Num Estado de direito democrático, a Presidência do Conselho de Ministros tem a obrigação de zelar para que os mandatos e as autorizações dadas a membros do Governo sejam cumpridos com rigor. Ora, a resolução que mandatou os ministros das Finanças e dos Transportes Marítimos para celebrarem o contrato de concessão não foi respeitada nos seus termos. E o Primeiro-Ministro, que além de chefe do Governo tem no Ministro das Finanças o seu Vice-Primeiro-Ministro, não pode alegar desconhecimento. Pior ainda: sempre que confrontado, inclusive no Parlamento, o Chefe do Governo respondeu com arrogância às legítimas interpelações.
Os prejuízos desta concessão não são apenas materiais, mas também morais e políticos: lesaram a economia, fragilizaram a confiança dos cidadãos nas instituições e abalaram a imagem internacional de Cabo Verde. Por isso, a responsabilização política não pode ser adiada.

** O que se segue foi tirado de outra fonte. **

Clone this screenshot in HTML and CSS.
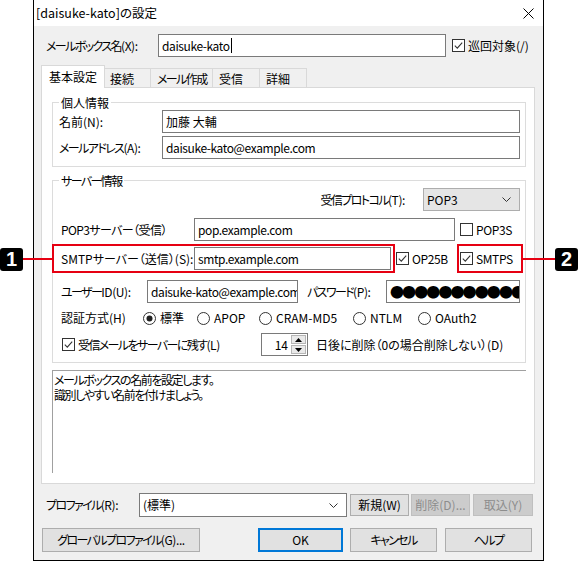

O Primeiro-Ministro não está isento — pelo contrário, deve ser o primeiro a assumir as suas responsabilidades por inteiro e em toda a linha, devendo ainda uma explicação clara e transparente aos cabo-verdianos.
A responsabilização não se limita ao Chefe do Governo. Os responsáveis diretos por este processo devem igualmente responder pelas decisões tomadas, e assumir as suas responsabildades polítivcas, pela forma como deturparam os mandatos recebidos e pelas consequências que delas resultaram. Para além da dimensão política, cabe às entidades competentes avaliar se existem responsabilidades de outra natureza — administrativas, financeiras ou até jurídicas — que devam ser apuradas. Só assim será possível restaurar a confiança no Estado de direito democrático e garantir que tamanha erosão do interesse público não volte a repetir-se.’
O futuro da concessão: coragem ou perpetuação do erro?
O futuro da concessão interilhas não pode ser decidido pela inércia ou pelo medo. O contrato em vigor já demonstrou ser um fardo desproporcional para o Estado e para os cidadãos: custos elevados, incumprimentos reiterados e uma perda progressiva do interesse público. Reformar apenas na superfície seria perpetuar o mesmo modelo que levou Cabo Verde a esta situação.
É verdade que a resolução comporta riscos — custos indemnizatórios, perceção internacional negativa, perturbações transitórias no serviço. Mas há um risco ainda maior: o de manter viva uma concessão que já se revelou insustentável. Esse risco traduz-se em serviços precários, dependência de um operador único e degradação da confiança dos cidadãos na capacidade do Estado de defender o bem comum.
O país não pode permanecer refém de más escolhas contratuais. A solução exige coragem política: resolver o contrato ou reformulá-lo de raiz, garantindo que qualquer novo modelo assente na concorrência, na diversificação de operadores e na proteção clara do interesse nacional. Sem isso, não haverá mobilidade marítima digna desse nome, nem confiança no futuro.
Cabo Verde tem de decidir entre prolongar a hemorragia ou cortar, de uma vez por todas, com um modelo falhado. E nesta encruzilhada, a única decisão responsável é a que recoloca o interesse público no centro — mesmo que isso implique enfrentar tempestades jurídicas e políticas.